[BEGIN]

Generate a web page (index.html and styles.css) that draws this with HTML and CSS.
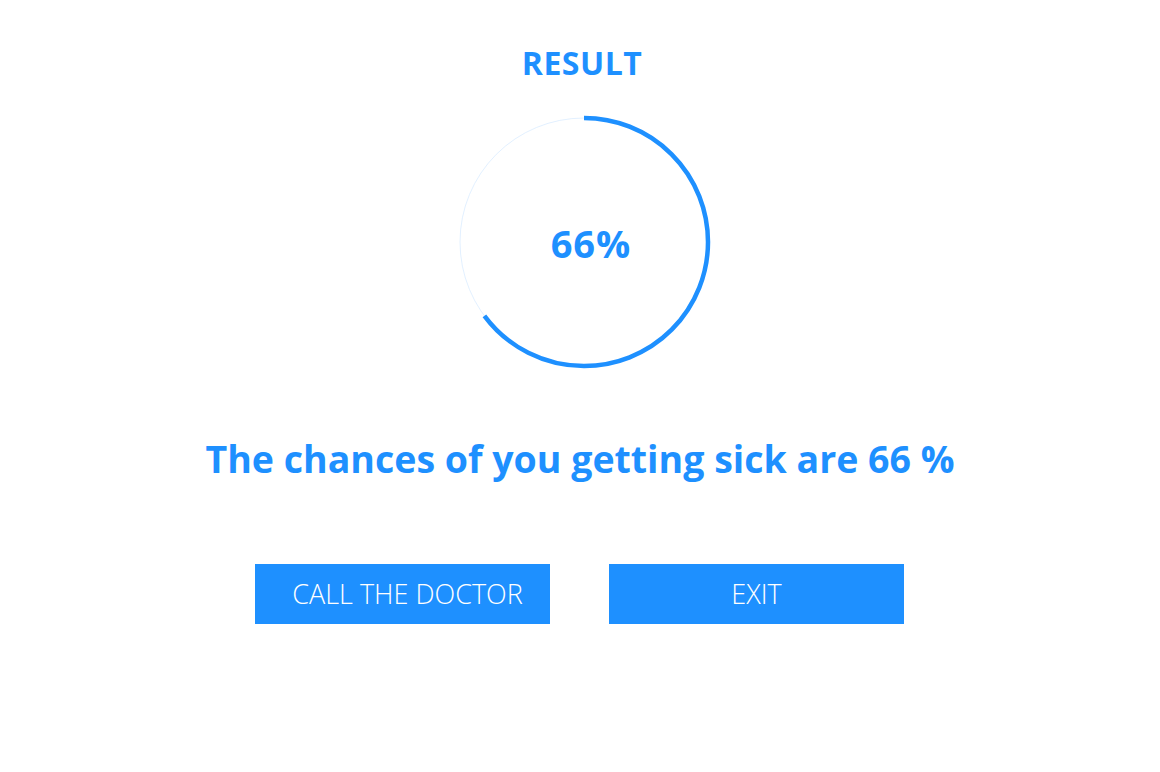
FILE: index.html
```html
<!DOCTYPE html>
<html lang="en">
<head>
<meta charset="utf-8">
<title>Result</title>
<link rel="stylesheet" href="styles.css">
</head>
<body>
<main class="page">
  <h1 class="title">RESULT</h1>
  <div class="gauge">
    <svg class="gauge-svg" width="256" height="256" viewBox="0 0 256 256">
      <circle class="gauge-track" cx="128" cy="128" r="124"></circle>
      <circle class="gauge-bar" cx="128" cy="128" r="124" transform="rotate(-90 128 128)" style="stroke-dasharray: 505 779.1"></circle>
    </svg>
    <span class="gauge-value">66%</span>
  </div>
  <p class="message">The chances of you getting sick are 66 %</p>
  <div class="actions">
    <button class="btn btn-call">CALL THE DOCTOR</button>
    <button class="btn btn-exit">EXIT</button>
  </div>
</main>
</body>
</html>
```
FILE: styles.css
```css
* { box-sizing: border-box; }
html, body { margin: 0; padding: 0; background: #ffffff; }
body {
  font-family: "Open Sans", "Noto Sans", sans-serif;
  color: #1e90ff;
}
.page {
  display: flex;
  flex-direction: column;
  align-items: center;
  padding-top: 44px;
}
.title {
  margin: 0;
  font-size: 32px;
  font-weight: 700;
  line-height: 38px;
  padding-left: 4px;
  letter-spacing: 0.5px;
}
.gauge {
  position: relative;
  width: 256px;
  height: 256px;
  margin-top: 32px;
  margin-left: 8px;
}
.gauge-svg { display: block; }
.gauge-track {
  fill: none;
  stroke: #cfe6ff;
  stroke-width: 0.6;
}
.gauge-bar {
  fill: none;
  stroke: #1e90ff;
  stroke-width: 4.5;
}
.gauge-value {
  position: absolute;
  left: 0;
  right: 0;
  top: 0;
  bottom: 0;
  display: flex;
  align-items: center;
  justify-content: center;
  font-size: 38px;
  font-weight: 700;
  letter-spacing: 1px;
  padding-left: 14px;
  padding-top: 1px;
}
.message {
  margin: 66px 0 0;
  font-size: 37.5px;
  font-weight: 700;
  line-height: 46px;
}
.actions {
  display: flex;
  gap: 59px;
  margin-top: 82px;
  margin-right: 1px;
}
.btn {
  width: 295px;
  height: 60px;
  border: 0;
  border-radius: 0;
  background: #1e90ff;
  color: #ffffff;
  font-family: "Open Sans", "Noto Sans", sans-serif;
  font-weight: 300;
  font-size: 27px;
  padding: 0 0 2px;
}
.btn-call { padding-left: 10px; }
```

[END]

TASK DIRECTIONS>
Copy the material shown above in full and exactly. Skip the pictures.

RESPONSE FOR THIS EXERCISE>
Generate a web page (index.html and styles.css) that draws this with HTML and CSS.
FILE: index.html
```html
<!DOCTYPE html>
<html lang="en">
<head>
<meta charset="utf-8">
<title>Result</title>
<link rel="stylesheet" href="styles.css">
</head>
<body>
<main class="page">
  <h1 class="title">RESULT</h1>
  <div class="gauge">
    <svg class="gauge-svg" width="256" height="256" viewBox="0 0 256 256">
      <circle class="gauge-track" cx="128" cy="128" r="124"></circle>
      <circle class="gauge-bar" cx="128" cy="128" r="124" transform="rotate(-90 128 128)" style="stroke-dasharray: 505 779.1"></circle>
    </svg>
    <span class="gauge-value">66%</span>
  </div>
  <p class="message">The chances of you getting sick are 66 %</p>
  <div class="actions">
    <button class="btn btn-call">CALL THE DOCTOR</button>
    <button class="btn btn-exit">EXIT</button>
  </div>
</main>
</body>
</html>
```
FILE: styles.css
```css
* { box-sizing: border-box; }
html, body { margin: 0; padding: 0; background: #ffffff; }
body {
  font-family: "Open Sans", "Noto Sans", sans-serif;
  color: #1e90ff;
}
.page {
  display: flex;
  flex-direction: column;
  align-items: center;
  padding-top: 44px;
}
.title {
  margin: 0;
  font-size: 32px;
  font-weight: 700;
  line-height: 38px;
  padding-left: 4px;
  letter-spacing: 0.5px;
}
.gauge {
  position: relative;
  width: 256px;
  height: 256px;
  margin-top: 32px;
  margin-left: 8px;
}
.gauge-svg { display: block; }
.gauge-track {
  fill: none;
  stroke: #cfe6ff;
  stroke-width: 0.6;
}
.gauge-bar {
  fill: none;
  stroke: #1e90ff;
  stroke-width: 4.5;
}
.gauge-value {
  position: absolute;
  left: 0;
  right: 0;
  top: 0;
  bottom: 0;
  display: flex;
  align-items: center;
  justify-content: center;
  font-size: 38px;
  font-weight: 700;
  letter-spacing: 1px;
  padding-left: 14px;
  padding-top: 1px;
}
.message {
  margin: 66px 0 0;
  font-size: 37.5px;
  font-weight: 700;
  line-height: 46px;
}
.actions {
  display: flex;
  gap: 59px;
  margin-top: 82px;
  margin-right: 1px;
}
.btn {
  width: 295px;
  height: 60px;
  border: 0;
  border-radius: 0;
  background: #1e90ff;
  color: #ffffff;
  font-family: "Open Sans", "Noto Sans", sans-serif;
  font-weight: 300;
  font-size: 27px;
  padding: 0 0 2px;
}
.btn-call { padding-left: 10px; }
```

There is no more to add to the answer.